The voice in your head. I'm not crazy.  I'm a writer.  With SPIES & PREJUDICE, the main character, Berry Fields, came to me fully formed.  I knew exactly who she was, where she came from and why she kept people at arms length.  She was a tough, hard-boiled private investigator who was more vulnerable than she realized.  She started talking and she would not shut up until her story was told.  Even then, she still pops into my head now and then, prefacing every revelation with an "okay."   

Stereotypes.  Don't shoot the messenger.  I am not advocating writing stereotypical characters.  But stereotypes are a good starting point when developing characters.  First, when you understand the common tropes and stereotypes that appear often in fiction, you can try to avoid them.  Sure, the mean girl cheerleader, geeky gamer and depressed goth kid are overused in YA fiction.  That doesn't mean you can never use them.  These characters are easily recognizable to your readers and may work well for minor characters, particularly when you don't have the luxury of showing a lot of detail about who this character is. And maybe your mean girl cheerleader has hidden depths?  Or a secret that sets the stereotype on its head.  Now we're talking...

Inspired by Plot.  A lot of minor characters are there to move the plot forward.  Don't feel bad for them, they serve a valuable purpose.  That doesn't mean that the characters shouldn't be three dimensional people who feel real, but often the plot will dictate their job, hobbies or reason for being in the scene.  Use that as a jumping off point.  The hotel employee who gets tricked into letting Berry into Lance's room?  She was inspired by the plot point.  But she also needed a motivation for wanting to help Berry, so I made her a hopeless romantic who's been unlucky in love.

Reflections.  You want to populate your novel with individuals, not a bunch of clones who all look and act and feel the same.  Minor characters should play off of the main character, with some opposite traits and reactions.  This gives the story some balance and allows the characters to play off of and influence each other.

Desires.  Some characters are defined by what they want.  In some instances when developing a story you will start with this desire.  Maybe you already have a main character and you know that the main character wants to discover the truth about a family secret.  Maybe you know that there is another character who wants to keep that secret buried at all costs.  That desire forms the base from which the character will start to form.

Relationship to other characters.  Once you have a core group of characters, other characters will start to fill in where you need family members, teachers, bosses, co-workers, friends, love interests, etc.  The relationship to the main character and the main character's backstory may provide the foundation for these minor characters, allowing you to understand and know them through the main character's eyes.

Tone and purpose of scene.  Sometimes, especially for minor characters, the tone and purpose of the scene will provide the starting point for developing a character.  Is the scene serious and sad?
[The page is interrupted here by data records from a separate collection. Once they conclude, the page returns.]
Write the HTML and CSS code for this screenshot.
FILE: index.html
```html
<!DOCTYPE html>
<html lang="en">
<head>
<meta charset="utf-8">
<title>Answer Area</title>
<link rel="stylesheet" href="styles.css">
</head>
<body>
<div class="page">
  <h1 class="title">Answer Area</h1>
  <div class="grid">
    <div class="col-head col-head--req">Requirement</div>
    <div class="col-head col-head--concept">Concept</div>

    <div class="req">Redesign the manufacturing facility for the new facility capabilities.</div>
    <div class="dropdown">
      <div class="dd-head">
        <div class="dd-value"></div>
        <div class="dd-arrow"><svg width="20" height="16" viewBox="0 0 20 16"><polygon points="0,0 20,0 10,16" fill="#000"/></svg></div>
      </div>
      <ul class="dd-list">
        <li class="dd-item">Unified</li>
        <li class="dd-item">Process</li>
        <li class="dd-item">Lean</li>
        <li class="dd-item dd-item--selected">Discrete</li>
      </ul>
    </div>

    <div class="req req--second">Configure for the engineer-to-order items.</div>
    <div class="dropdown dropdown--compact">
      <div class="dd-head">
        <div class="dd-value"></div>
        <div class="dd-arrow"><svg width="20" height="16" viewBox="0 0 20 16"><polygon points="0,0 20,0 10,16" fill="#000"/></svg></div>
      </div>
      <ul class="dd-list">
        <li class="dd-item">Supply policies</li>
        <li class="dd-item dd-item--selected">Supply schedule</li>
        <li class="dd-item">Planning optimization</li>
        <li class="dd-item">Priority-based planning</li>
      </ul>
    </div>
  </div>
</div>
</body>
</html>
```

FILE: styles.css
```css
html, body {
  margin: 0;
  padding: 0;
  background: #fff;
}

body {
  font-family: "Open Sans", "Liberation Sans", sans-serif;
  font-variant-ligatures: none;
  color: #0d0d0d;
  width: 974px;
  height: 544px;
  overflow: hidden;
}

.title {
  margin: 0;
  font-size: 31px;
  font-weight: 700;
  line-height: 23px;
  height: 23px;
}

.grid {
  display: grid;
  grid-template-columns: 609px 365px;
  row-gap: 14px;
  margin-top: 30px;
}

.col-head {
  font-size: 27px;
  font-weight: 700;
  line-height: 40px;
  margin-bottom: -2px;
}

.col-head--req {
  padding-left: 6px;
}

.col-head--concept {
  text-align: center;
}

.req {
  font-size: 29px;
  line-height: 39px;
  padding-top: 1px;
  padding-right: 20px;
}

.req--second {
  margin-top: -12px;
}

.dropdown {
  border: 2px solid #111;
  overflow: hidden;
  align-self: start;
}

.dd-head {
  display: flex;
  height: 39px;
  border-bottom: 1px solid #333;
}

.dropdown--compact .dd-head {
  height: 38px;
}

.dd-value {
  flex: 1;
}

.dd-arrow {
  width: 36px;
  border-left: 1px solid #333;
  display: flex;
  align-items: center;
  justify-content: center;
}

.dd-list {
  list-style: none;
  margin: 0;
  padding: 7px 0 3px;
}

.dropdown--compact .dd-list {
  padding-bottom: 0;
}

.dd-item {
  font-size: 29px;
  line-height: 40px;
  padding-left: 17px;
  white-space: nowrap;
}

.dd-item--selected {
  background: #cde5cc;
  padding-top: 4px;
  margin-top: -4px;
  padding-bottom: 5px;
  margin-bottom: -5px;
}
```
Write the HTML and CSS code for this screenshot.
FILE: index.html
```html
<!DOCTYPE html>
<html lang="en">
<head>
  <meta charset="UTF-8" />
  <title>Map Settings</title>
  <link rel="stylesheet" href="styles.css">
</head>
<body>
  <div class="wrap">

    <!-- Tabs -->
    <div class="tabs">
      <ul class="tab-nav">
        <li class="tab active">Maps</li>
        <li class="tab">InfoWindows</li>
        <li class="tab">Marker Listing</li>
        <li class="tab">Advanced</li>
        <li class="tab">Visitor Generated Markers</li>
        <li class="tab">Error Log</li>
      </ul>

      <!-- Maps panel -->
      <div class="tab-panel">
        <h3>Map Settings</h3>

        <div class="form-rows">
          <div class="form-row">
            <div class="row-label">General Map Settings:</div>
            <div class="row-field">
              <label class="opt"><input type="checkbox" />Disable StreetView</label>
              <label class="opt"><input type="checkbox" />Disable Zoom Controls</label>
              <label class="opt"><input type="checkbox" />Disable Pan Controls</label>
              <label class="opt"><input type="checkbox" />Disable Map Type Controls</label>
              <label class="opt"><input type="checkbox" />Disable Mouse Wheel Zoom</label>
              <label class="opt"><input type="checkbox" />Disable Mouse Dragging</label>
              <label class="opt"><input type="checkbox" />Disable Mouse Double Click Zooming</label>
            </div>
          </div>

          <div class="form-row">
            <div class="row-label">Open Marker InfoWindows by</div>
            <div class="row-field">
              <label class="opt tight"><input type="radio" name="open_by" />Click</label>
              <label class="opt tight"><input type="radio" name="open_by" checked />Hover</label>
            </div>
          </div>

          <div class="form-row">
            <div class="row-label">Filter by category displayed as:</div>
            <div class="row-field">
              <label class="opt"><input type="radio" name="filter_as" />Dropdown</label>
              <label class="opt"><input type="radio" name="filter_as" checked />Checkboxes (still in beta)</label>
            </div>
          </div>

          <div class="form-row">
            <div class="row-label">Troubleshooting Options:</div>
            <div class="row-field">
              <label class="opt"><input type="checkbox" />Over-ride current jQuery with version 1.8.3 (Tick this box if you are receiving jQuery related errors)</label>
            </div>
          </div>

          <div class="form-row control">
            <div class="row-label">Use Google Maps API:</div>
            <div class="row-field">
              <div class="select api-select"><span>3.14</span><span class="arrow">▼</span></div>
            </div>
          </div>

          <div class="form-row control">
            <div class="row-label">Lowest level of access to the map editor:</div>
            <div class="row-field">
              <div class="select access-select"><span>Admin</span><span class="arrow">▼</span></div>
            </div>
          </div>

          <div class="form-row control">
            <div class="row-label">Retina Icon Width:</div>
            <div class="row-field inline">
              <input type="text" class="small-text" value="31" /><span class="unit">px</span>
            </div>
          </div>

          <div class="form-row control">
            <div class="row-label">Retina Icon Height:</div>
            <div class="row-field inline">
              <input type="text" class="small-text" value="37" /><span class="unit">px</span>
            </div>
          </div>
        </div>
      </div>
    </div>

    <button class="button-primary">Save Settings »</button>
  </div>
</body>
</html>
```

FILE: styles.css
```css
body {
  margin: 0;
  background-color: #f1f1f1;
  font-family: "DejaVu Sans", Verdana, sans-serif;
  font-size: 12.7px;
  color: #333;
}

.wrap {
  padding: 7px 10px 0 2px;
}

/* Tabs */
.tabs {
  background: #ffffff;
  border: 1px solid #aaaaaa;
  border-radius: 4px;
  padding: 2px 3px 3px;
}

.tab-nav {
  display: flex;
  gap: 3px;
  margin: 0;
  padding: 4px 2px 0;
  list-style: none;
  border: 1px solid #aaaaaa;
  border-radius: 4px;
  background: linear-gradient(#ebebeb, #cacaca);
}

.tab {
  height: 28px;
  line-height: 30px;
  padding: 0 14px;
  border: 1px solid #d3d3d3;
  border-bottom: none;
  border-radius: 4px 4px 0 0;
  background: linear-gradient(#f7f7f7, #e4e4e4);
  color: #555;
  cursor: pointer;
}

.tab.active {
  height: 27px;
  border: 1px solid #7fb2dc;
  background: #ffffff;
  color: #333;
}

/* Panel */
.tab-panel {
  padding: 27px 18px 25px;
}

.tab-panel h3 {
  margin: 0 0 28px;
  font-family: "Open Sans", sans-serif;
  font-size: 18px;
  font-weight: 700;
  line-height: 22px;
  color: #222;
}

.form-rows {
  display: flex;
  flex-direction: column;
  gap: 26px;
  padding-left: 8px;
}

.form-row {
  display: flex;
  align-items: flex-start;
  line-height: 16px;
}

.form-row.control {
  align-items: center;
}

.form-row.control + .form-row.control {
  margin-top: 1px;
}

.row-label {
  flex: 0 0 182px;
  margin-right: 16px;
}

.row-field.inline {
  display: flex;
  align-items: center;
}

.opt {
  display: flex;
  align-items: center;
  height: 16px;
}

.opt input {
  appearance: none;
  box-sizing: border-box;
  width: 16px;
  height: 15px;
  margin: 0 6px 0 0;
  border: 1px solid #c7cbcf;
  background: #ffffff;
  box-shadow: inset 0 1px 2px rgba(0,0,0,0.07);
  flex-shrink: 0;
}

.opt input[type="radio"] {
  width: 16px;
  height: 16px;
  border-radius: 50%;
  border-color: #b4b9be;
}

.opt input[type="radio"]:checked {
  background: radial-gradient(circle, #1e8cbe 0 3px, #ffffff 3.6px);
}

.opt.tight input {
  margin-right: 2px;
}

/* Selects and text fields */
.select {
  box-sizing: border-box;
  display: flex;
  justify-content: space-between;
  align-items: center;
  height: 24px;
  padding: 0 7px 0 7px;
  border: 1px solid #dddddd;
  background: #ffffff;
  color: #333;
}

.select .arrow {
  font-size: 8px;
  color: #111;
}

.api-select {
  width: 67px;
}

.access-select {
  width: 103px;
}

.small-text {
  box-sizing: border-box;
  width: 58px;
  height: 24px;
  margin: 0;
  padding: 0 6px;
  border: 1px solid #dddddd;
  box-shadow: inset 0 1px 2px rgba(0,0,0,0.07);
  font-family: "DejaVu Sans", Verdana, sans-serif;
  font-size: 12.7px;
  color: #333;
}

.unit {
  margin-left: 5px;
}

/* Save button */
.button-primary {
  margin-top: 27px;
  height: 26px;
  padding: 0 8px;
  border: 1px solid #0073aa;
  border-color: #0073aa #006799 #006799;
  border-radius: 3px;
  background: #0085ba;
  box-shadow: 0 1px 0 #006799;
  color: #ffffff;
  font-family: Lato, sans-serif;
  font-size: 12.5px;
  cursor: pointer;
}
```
Is the scene funny?  Sarcastic or broad humor?  Once you know what you want to accomplish in the scene, the motivations and personality of the minor characters will often make themselves known.

I'm sure there are many other things that inspire and provide the inspiration for characters.  Where do your characters come from?


I'm not sure. A couple of days ago I got a new character who basically came out of nowhere. She shook me away, malboro hanging out the corner of her mouth, double-D's practically in my face, wanting to talk about parents.

I don't want to talk about them, but she had something to say, and it REALLY got my attention. She said:

"Never criticize your parents for how they look in public. The chances are, you'll look just like that when you're 40."


She never did give me a name or anything, but I'm sure there's a plot in that somewhere.

A.M. Kusha,

I think she qualifies as one of those voices in your head. She sounds fun (and wise).